Interesting how PC World couches the release:


I wonder if it going native first will eat a chunk of Adobe's business.
I think Qualcomm needs a better iGPU if want this platform to used by pros.

Resolve uses the GPU a lot.
 
Why wait for Mediatek?
"As little as $700" is not going to fly for a lot of people.

Qualcomm are greedy bugs and always have been.

This was exactly my concern over their attempts to take significant market share.

Even their lower end SoCs are expensive.
 
"As little as $700" is not going to fly for a lot of people.

Qualcomm are greedy bugs and always have been.

This was exactly my concern over their attempts to take significant market share.

Even their lower end SoCs are expensive.
This is just myth though, for years now Qualcomm is producing better and competitive low end soc while Mediatek is recycling old tech, in lowend Mtk still using A75 and A76 while Qualcomm at minimum you get cortex A78 even in sub $100 phones.

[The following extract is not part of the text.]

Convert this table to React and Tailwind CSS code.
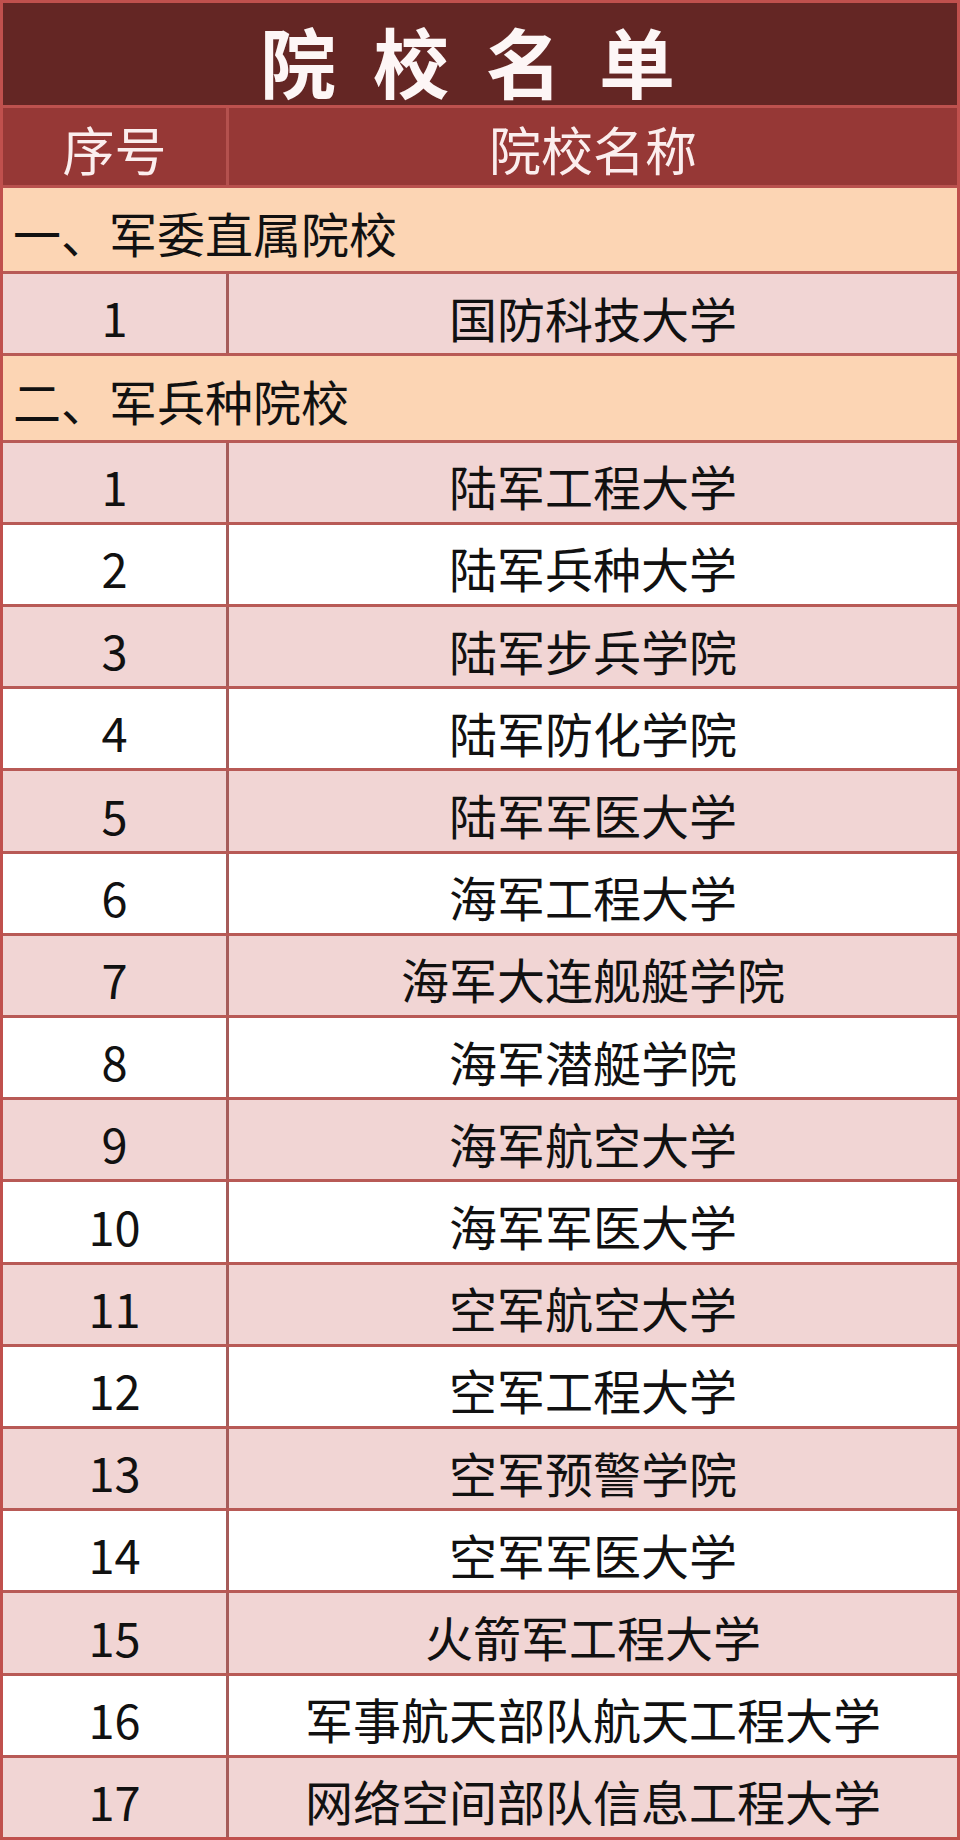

In midrange Qualcomm is using only new cores, 7s gen 3 has A720, 8s gen 3 has both X4 and A720 same to 7+ gen 3. What does mtk have? Nothing to compete at best you get A715 which isn't much better than A78, heck mtk has some soc with just 2 big cores like Dimensity 7200 competing in $300 price point.
 
This is just myth though, for years now Qualcomm is producing better and competitive low end soc while Mediatek is recycling old tech, in lowend Mtk still using A75 and A76 while Qualcomm at minimum you get cortex A78 even in sub $100 phones.

In midrange Qualcomm is using only new cores, 7s gen 3 has A720, 8s gen 3 has both X4 and A720 same to 7+ gen 3. What does mtk have? Nothing to compete at best you get A715 which isn't much better than A78, heck mtk has some soc with just 2 big cores like Dimensity 7200 competing in $300 price point.
I wish I could say I'm surprised, but I'm not.

I think that ARM have gone nuts on licensing costs for post v8-A cores.

The fact that all the lower end SoC ODM's seem to be something like 4-6 generations behind state of the art IP in the lower end tells a nasty tale.

Amlogic's A76 SoC came even later than RK3588 and on a cheaper node to boot.

Despite how late RK3588 was still not a peep about any future successor.